A: The term Personnel File is broadly defined. Basically, personnel files include any document related to the employment relationship, such as:

  • Any document used to determine employees' qualifications for employment, promotion, or additional compensation, and
  • Any document used to discipline or discharge employees.

Generally, employees may inspect most of the documents in their personnel files.
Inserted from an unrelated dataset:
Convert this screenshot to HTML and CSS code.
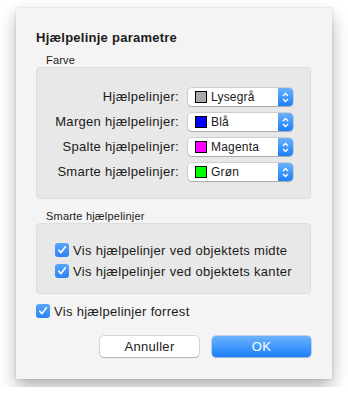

But, employers have the right to control an employee's inspection.

The following documents are usually considered part of employees' personnel files:

  • Employment and re-employment applications;
  • Payroll authorization forms and hiring agreements;
  • Notices of layoffs, leaves of absence, and similar matters;
  • Notices of wage attachments or garnishments;
  • Notices of union requirements, membership, and dues;
  • Education and training notices and records;
  • Performance appraisals or interview evaluation ratings;
  • Attendance and absence records, including time cards;
  • Individual production and quality records;
  • Documents about investigations of discrimination or harassment; and
  • Grievance and unfair labor practice documents.

Employers are required to keep certain matters about employees confidential. As such, employers must keep sensitive documents in a separate file that may be seen only by the employee and appropriate members of management who are involved in a particular matter.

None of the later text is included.